Over spending decades on mediating in a variety of difficult conflicts, I concluded that the greatest obstacle to getting what we want in life is not the other party, it is actually ourselves.

If you observe yourself and others in moments of stress during negotiation, you will notice how easily people become triggered by other person. When we react, we fall into “3A trap”: we attack, we accommodate, or we avoid each other.

To observe ourselves, it’s valuable to go the balcony especially before, during and after problematic negotiation.

Each negative thought is a no to yourself. If we want to understand other human beings, there is no better way than to listen to them with empathy, and if you wish to understand yourself, the same rule applies.

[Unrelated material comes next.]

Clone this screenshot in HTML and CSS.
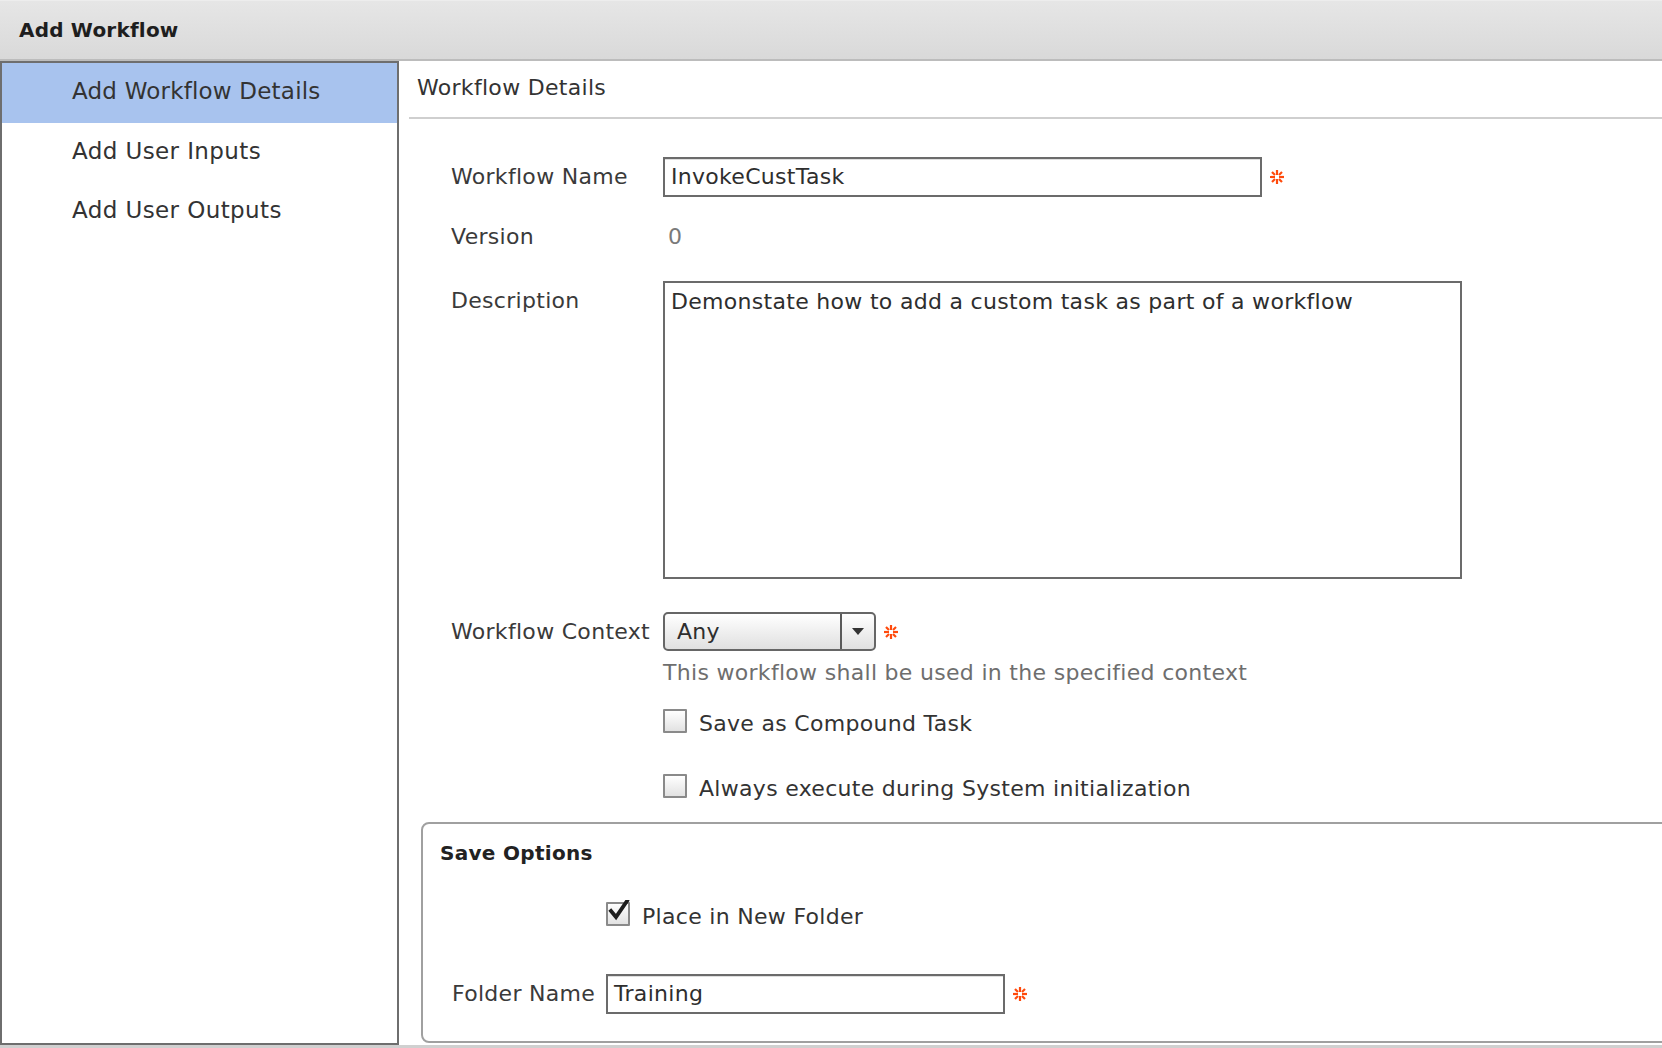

If self-judgment is a no to self, self-acceptance is a yes to self, perhaps the greatest gift we can give ourselves.

Blaming usually triggers feelings of anger in the other. If we want to get to yes with others, we need to find a way to get past the blame game.

Self-understanding without self-responsibility runs the risk of dissolving into self-pity while self-responsibility without self-understanding can deteriorate into self-blame.

Your greatest source of power in a negotiation is your BATNA—your Best Alternative To a Negotiated Agreement. Your BATNA is your best course of action for satisfying your interests if you can’t reach agreement with the other side.

Your inner BATNA is your commitment to yourself that, regardless of whether you successfully negotiate an agreement, you will take care of your needs for satisfaction no matter what.

If blaming means giving away your power and thus saying no to yourself, taking responsibility means reclaiming your power and thus saying yes to yourself.

In negotiation, perhaps the biggest driver of win-lose thinking is a mindset of scarcity. When people feel there isn’t enough to go around, conflicts tend to break out.

One of the most effective negotiating strategies is to look for creative ways to “expand the pie” before dividing it up.